REQUIREMENT ▸ Gather from the material every line that contains the string "full".

------------------------------

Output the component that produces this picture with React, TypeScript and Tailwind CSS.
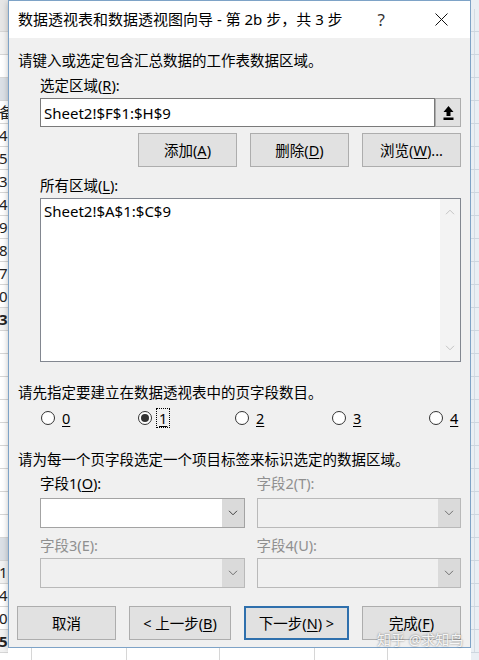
import React from "react";

const U = ({ children }: { children: React.ReactNode }) => (
  <span className="underline underline-offset-[2px] decoration-1">{children}</span>
);

const leftRows: { t?: string; bold?: boolean; bg?: string }[] = [
  { bg: "bg-[#e6e6e6]" },
  { bg: "bg-[#f3f3f3]" },
  { bg: "bg-white" },
  { bg: "bg-[#dbe0e6]" },
  { t: "备" },
  { t: "4" },
  { t: "5" },
  { t: "3" },
  { t: "4" },
  { t: "9" },
  { t: "8" },
  { t: "7" },
  { t: "0" },
  { t: "3", bold: true, bg: "bg-[#f2f2f2]" },
  {},
  {},
  {},
  {},
  {},
  {},
  {},
  {},
  {},
  { bg: "bg-[#dbe0e6]" },
  { t: "1", bg: "bg-[#f2f2f2]" },
  { t: "4" },
  { t: "0" },
  { t: "5", bold: true, bg: "bg-[#f2f2f2]" },
];

function LeftStrip() {
  return (
    <div className="w-[8px] h-[660px] overflow-hidden flex flex-col shrink-0 bg-white">
      <div className="h-[9px] shrink-0 bg-[#e6e6e6]" />
      {leftRows.map((r, i) => (
        <div
          key={i}
          className={`h-[23px] shrink-0 border-b border-[#d6d6d6] flex items-center text-[15px] leading-none whitespace-nowrap ${r.bg ?? "bg-white"} ${r.bold ? "font-bold" : ""}`}
        >
          <span className="-ml-[1px] text-[#222]">{r.t ?? ""}</span>
        </div>
      ))}
    </div>
  );
}

function RightStrip() {
  return (
    <div className="w-[8px] h-[660px] overflow-hidden flex flex-col shrink-0 bg-[#eaeff4]">
      <div className="h-[9px] shrink-0" />
      {Array.from({ length: 28 }).map((_, i) => (
        <div key={i} className="h-[23px] shrink-0 border-b border-[#cdd6df] flex">
          <div className="w-[4px] border-r border-[#d4dbe2]" />
        </div>
      ))}
    </div>
  );
}

function Btn({
  children,
  w,
  def,
}: {
  children: React.ReactNode;
  w: string;
  def?: boolean;
}) {
  return (
    <div
      className={`${w} h-[34px] flex items-center justify-center bg-[#e1e1e1] text-[14.5px] leading-none ${
        def ? "border-2 border-[#2f70ad]" : "border border-[#adadad]"
      }`}
    >
      {children}
    </div>
  );
}

function Chevron({ color = "#444" }: { color?: string }) {
  return (
    <svg width="10" height="6" viewBox="0 0 10 6">
      <polyline points="1,0.8 5,4.8 9,0.8" fill="none" stroke={color} strokeWidth="1" />
    </svg>
  );
}

function Select({ enabled }: { enabled?: boolean }) {
  return (
    <div
      className={`h-[30px] flex border ${
        enabled ? "border-[#a3a3a3] bg-white" : "border-[#b9b9b9] bg-[#f0f0f0]"
      }`}
    >
      <div className="flex-1" />
      <div className="w-[22px] bg-[#dadada] flex items-center justify-center">
        <Chevron color={enabled ? "#404040" : "#707070"} />
      </div>
    </div>
  );
}

function Radio({ label, checked }: { label: string; checked?: boolean }) {
  return (
    <div className="w-[97px] flex items-center shrink-0">
      <div className="w-[14px] h-[14px] rounded-full border border-[#333] bg-white flex items-center justify-center">
        {checked && <div className="w-[8px] h-[8px] rounded-full bg-[#333]" />}
      </div>
      <span
        className={`ml-[5px] px-[2px] leading-[18px] text-[14.5px] ${
          checked ? "outline outline-1 outline-dotted outline-black" : ""
        }`}
      >
        <U>{label}</U>
      </span>
    </div>
  );
}

function Dialog() {
  return (
    <div className="h-[648px] flex flex-col border border-[#7ea3c7] bg-[#f0f0f0] shadow-[0_2px_6px_rgba(0,0,0,0.25)]">
      {/* title bar */}
      <div className="h-[37px] shrink-0 bg-white flex items-center pl-[9px] text-[15px] leading-none">
        <span className="whitespace-nowrap">数据透视表和数据透视图向导 - 第 2b 步，共 3 步</span>
        <div className="flex-1" />
        <span className="text-[17px] text-[#333] mr-[50px]">?</span>
        <svg width="13" height="13" viewBox="0 0 13 13" className="mr-[22px]">
          <line x1="0.5" y1="0.5" x2="12.5" y2="12.5" stroke="#111" strokeWidth="1" />
          <line x1="12.5" y1="0.5" x2="0.5" y2="12.5" stroke="#111" strokeWidth="1" />
        </svg>
      </div>

      {/* body */}
      <div className="flex-1 flex flex-col px-[9px] text-[14.5px] leading-[20px]">
        <div className="mt-[12px] h-[20px] whitespace-nowrap">请键入或选定包含汇总数据的工作表数据区域。</div>
        <div className="mt-[5px] h-[20px] ml-[22px]">
          选定区域(<U>R</U>):
        </div>
        <div className="mt-[3px] ml-[22px] h-[29px] flex">
          <div className="flex-1 border border-[#7a7a7a] bg-white flex items-center px-[3px] text-[15px]">
            Sheet2!$F$1:$H$9
          </div>
          <div className="w-[26px] border border-[#adadad] bg-[#e1e1e1] flex items-center justify-center">
            <svg width="11" height="16" viewBox="0 0 11 16">
              <path d="M5.5 1 L10.5 7 H7.5 V11 H3.5 V7 H0.5 Z" fill="#000" />
              <rect x="0.5" y="12.5" width="10" height="2.5" fill="#000" />
            </svg>
          </div>
        </div>
        <div className="mt-[6px] flex justify-end gap-[13px]">
          <Btn w="w-[99px]">
            添加(<U>A</U>)
          </Btn>
          <Btn w="w-[99px]">
            删除(<U>D</U>)
          </Btn>
          <Btn w="w-[99px]">
            浏览(<U>W</U>)...
          </Btn>
        </div>
        <div className="mt-[8px] h-[20px] ml-[22px]">
          所有区域(<U>L</U>):
        </div>
        <div className="mt-[3px] ml-[22px] h-[164px] border border-[#828790] bg-white flex">
          <div className="flex-1 px-[3px] pt-[2px] text-[15px]">Sheet2!$A$1:$C$9</div>
          <div className="w-[20px] bg-[#f3f3f3] flex flex-col items-center justify-between pt-[10px] pb-[10px]">
            <svg width="10" height="6" viewBox="0 0 10 6">
              <polyline points="1,5.2 5,1.2 9,5.2" fill="none" stroke="#c4c4c4" strokeWidth="1" />
            </svg>
            <Chevron color="#c4c4c4" />
          </div>
        </div>
        <div className="mt-[20px] h-[20px] whitespace-nowrap">请先指定要建立在数据透视表中的页字段数目。</div>
        <div className="mt-[6px] h-[20px] ml-[23px] flex items-center">
          <Radio label="0" />
          <Radio label="1" checked />
          <Radio label="2" />
          <Radio label="3" />
          <Radio label="4" />
        </div>
        <div className="mt-[21px] h-[20px] whitespace-nowrap">请为每一个页字段选定一个项目标签来标识选定的数据区域。</div>
        <div className="ml-[22px] grid grid-cols-2 gap-x-[12px]">
          <div className="mt-[4px] h-[20px]">
            字段1(<U>O</U>):
          </div>
          <div className="mt-[4px] h-[20px] text-[#8f8f8f]">字段2(T):</div>
          <div className="mt-[5px]">
            <Select enabled />
          </div>
          <div className="mt-[5px]">
            <Select />
          </div>
          <div className="mt-[7px] h-[20px] text-[#8f8f8f]">字段3(E):</div>
          <div className="mt-[7px] h-[20px] text-[#8f8f8f]">字段4(U):</div>
          <div className="mt-[3px]">
            <Select />
          </div>
          <div className="mt-[3px]">
            <Select />
          </div>
        </div>
        <div className="mt-[18px] -ml-[1px] flex gap-[13px]">
          <Btn w="w-[99px]">取消</Btn>
          <Btn w="w-[102px]">
            &lt; 上一步(<U>B</U>)
          </Btn>
          <Btn w="w-[105px]" def>
            下一步(<U>N</U>) &gt;
          </Btn>
          <Btn w="w-[99px]">
            完成(<U>F</U>)
          </Btn>
        </div>
      </div>
    </div>
  );
}

function BottomStrip() {
  return (
    <div className="h-[12px] flex bg-white">
      <div className="w-[24px] border-r border-[#d6d6d6]" />
      <div className="w-[95px] border-r border-[#d6d6d6]" />
      <div className="w-[93px] border-r border-[#d6d6d6]" />
      <div className="w-[95px] border-r border-[#d6d6d6]" />
      <div className="w-[73px] border-r border-[#d6d6d6]" />
      <div className="flex-1" />
    </div>
  );
}

export default function App() {
  return (
    <div className="relative w-[479px] h-[660px] overflow-hidden bg-white text-black [font-family:'Noto_Sans','Noto_Sans_CJK_SC',sans-serif]">
      <div className="flex">
        <LeftStrip />
        <div className="w-[463px] shrink-0 flex flex-col">
          <Dialog />
          <BottomStrip />
        </div>
        <RightStrip />
      </div>
      <div className="absolute left-[377px] top-[633px] text-[14px] leading-none text-white/90 whitespace-nowrap [text-shadow:0_0_2px_rgba(0,0,0,0.55)]">
        知乎 @求知鸟
      </div>
    </div>
  );
}
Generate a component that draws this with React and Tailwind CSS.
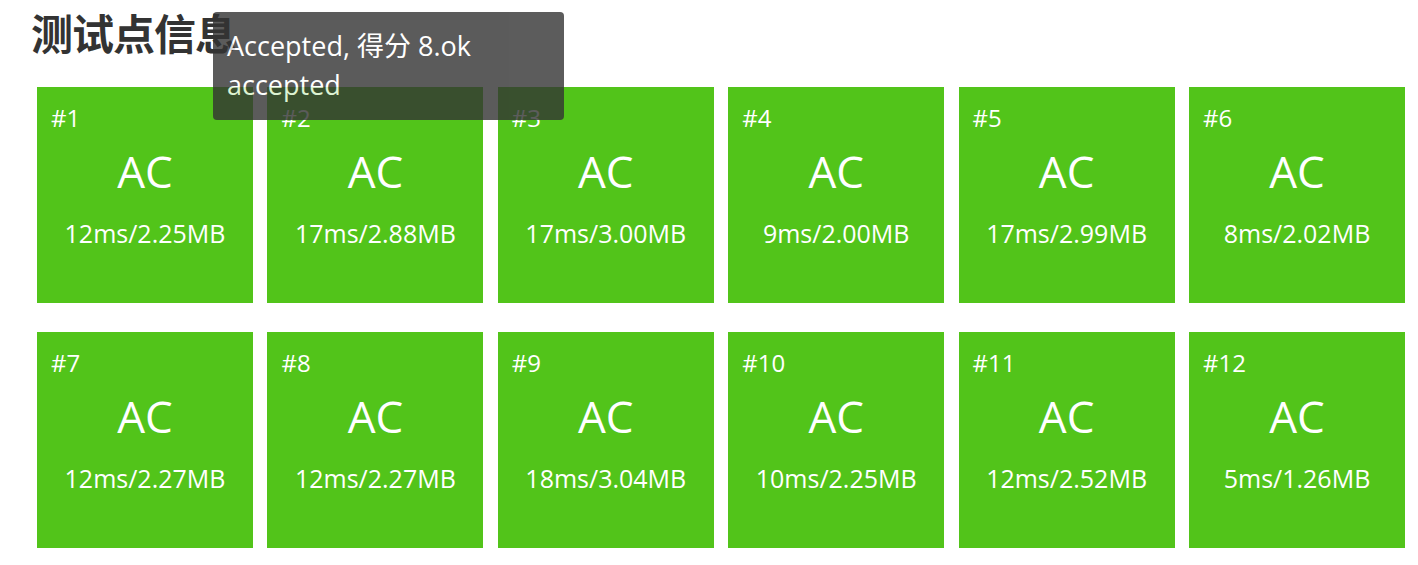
import React from "react";

const cases = [
  "12ms/2.25MB",
  "17ms/2.88MB",
  "17ms/3.00MB",
  "9ms/2.00MB",
  "17ms/2.99MB",
  "8ms/2.02MB",
  "12ms/2.27MB",
  "12ms/2.27MB",
  "18ms/3.04MB",
  "10ms/2.25MB",
  "12ms/2.52MB",
  "5ms/1.26MB",
];

export default function App() {
  return (
    <div
      className="relative w-[1418px] h-[565px] bg-white overflow-hidden"
      style={{ fontFamily: '"Open Sans", "Noto Sans CJK SC", sans-serif' }}
    >
      <h2 className="pl-[31px] pt-[9px] text-[42px] leading-[50px] tracking-[-1px] font-bold text-[#333]">
        测试点信息
      </h2>
      <div className="mt-[28px] pl-[37px] pr-[13px] grid grid-cols-6 gap-x-[14.4px] gap-y-[29px]">
        {cases.map((c, i) => (
          <div key={i} className="h-[216px] bg-[#52c41a] text-white flex flex-col">
            <div className="pl-[14px] pt-[13px] text-[24px] leading-[36px]">#{i + 1}</div>
            <div className="text-center text-[44px] leading-[66px] mt-[2px]">AC</div>
            <div className="text-center text-[25px] leading-[36px] mt-[11px]">{c}</div>
          </div>
        ))}
      </div>
      <div className="absolute left-[213px] top-[12px] w-[351px] h-[108px] rounded-[4px] bg-[#333] opacity-80 text-white pl-[14px] pt-[14px] text-[27px] leading-[39.3px]">
        <div>Accepted, 得分 8.ok</div>
        <div>accepted</div>
      </div>
    </div>
  );
}
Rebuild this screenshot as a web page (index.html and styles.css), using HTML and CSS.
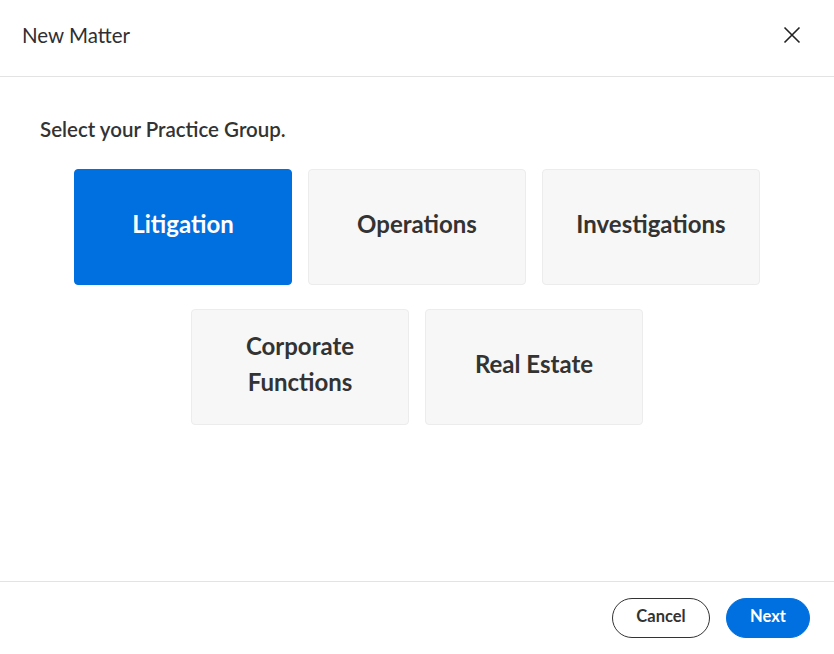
FILE: index.html
```html
<!DOCTYPE html>
<html lang="en">
<head>
  <meta charset="UTF-8">
  <title>New Matter</title>
  <meta name="viewport" content="width=device-width, initial-scale=1.0">
  <link rel="stylesheet" href="styles.css">
</head>
<body>
  <div class="modal">
    <div class="modal-header">
      <div class="modal-title">New Matter</div>
      <button class="close-btn" aria-label="Close">
        <svg width="18" height="18" viewBox="0 0 18 18">
          <path d="M1.5 1.5 L16.5 16.5 M16.5 1.5 L1.5 16.5" stroke="#222" stroke-width="1.6" fill="none"/>
        </svg>
      </button>
    </div>
    <div class="modal-body">
      <div class="prompt">Select your Practice Group.</div>
      <div class="groups">
        <div class="group selected">Litigation</div>
        <div class="group">Operations</div>
        <div class="group">Investigations</div>
        <div class="group">Corporate<br>Functions</div>
        <div class="group">Real Estate</div>
      </div>
    </div>
    <div class="modal-footer">
      <button class="btn btn-outline">Cancel</button>
      <button class="btn btn-primary">Next</button>
    </div>
  </div>
</body>
</html>
```

FILE: styles.css
```css
html, body {
  margin: 0;
  padding: 0;
  background: #fff;
  color: #333;
  font-family: 'Lato', 'Noto Sans', Arial, sans-serif;
}
.modal {
  width: 834px;
  height: 654px;
  display: flex;
  flex-direction: column;
  box-sizing: border-box;
}
.modal-header {
  height: 77px;
  box-sizing: border-box;
  border-bottom: 1px solid #e3e3e3;
  display: flex;
  align-items: center;
  justify-content: space-between;
  padding: 0 30px 0 22px;
}
.modal-title {
  font-size: 20.5px;
  font-weight: 400;
  color: #2f2f33;
  margin-top: -6px;
}
.close-btn {
  background: none;
  border: 0;
  padding: 0;
  width: 24px;
  height: 24px;
  display: flex;
  align-items: center;
  justify-content: center;
  margin-top: -6px;
  cursor: pointer;
}
.modal-body {
  flex: 1;
  padding: 40px 40px 0;
}
.prompt {
  font-size: 20.5px;
  font-weight: 600;
  color: #333;
  line-height: 24px;
}
.groups {
  display: flex;
  flex-wrap: wrap;
  justify-content: center;
  column-gap: 16px;
  row-gap: 24px;
  margin: 28px -40px 0;
}
.group {
  width: 218px;
  height: 116px;
  box-sizing: border-box;
  background: #f7f7f7;
  border: 1px solid #ececec;
  border-radius: 4px;
  display: flex;
  align-items: center;
  justify-content: center;
  text-align: center;
  font-size: 24px;
  font-weight: 700;
  line-height: 36px;
  padding-bottom: 6px;
  color: #333;
  cursor: pointer;
}
.group.selected {
  background: #0070e0;
  border-color: #0070e0;
  color: #fff;
}
.modal-footer {
  height: 73px;
  box-sizing: border-box;
  border-top: 1px solid #e3e3e3;
  display: flex;
  align-items: center;
  justify-content: flex-end;
  gap: 16px;
  padding: 0 24px 0 0;
}
.btn {
  height: 40px;
  border-radius: 20px;
  font-family: inherit;
  font-size: 16.5px;
  font-weight: 700;
  padding: 0 0 5px;
  cursor: pointer;
}
.btn-outline {
  width: 98px;
  background: #fff;
  border: 1px solid #333;
  color: #333;
}
.btn-primary {
  width: 84px;
  background: #0070e0;
  border: 1px solid #0070e0;
  color: #fff;
}
```
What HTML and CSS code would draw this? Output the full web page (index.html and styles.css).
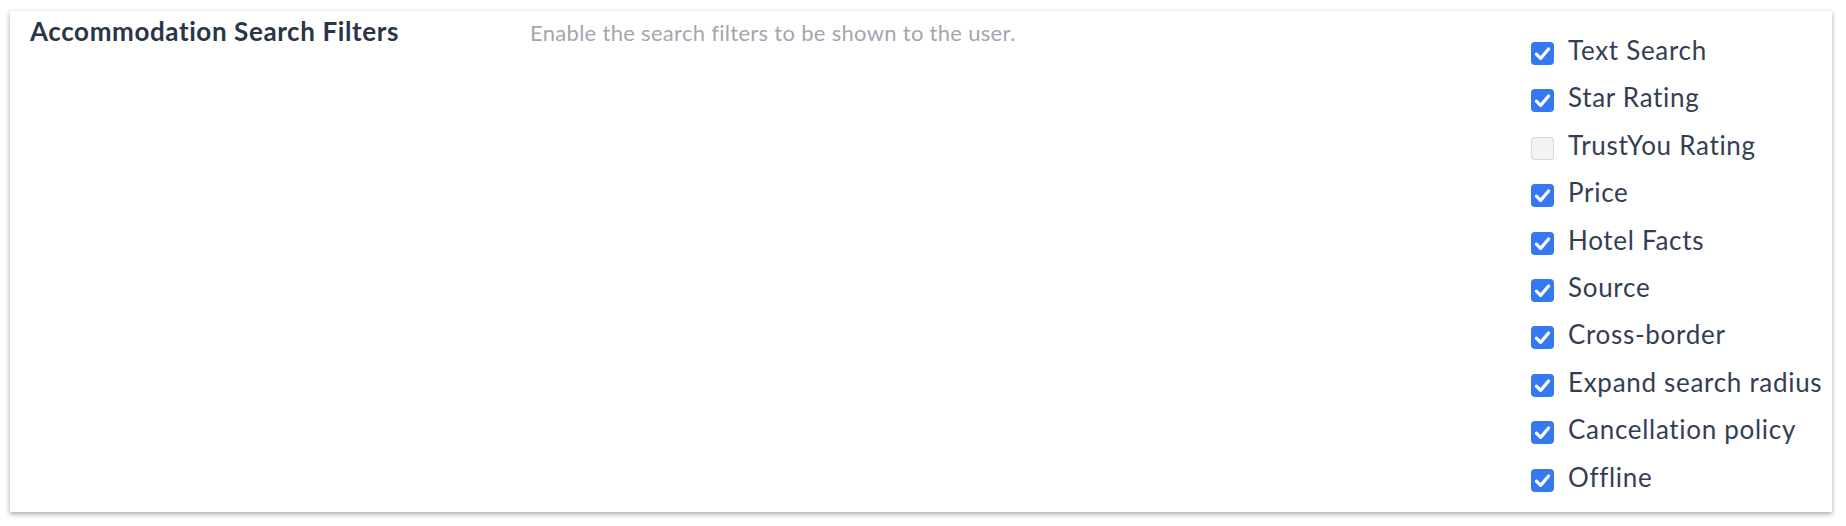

------------------------------

SOLUTION BELOW ▸
      <div className="w-[14px] h-[14px] rounded-full border border-[#333] bg-white flex items-center justify-center">
        {checked && <div className="w-[8px] h-[8px] rounded-full bg-[#333]" />}
What HTML and CSS code would draw this? Output the full web page (index.html and styles.css).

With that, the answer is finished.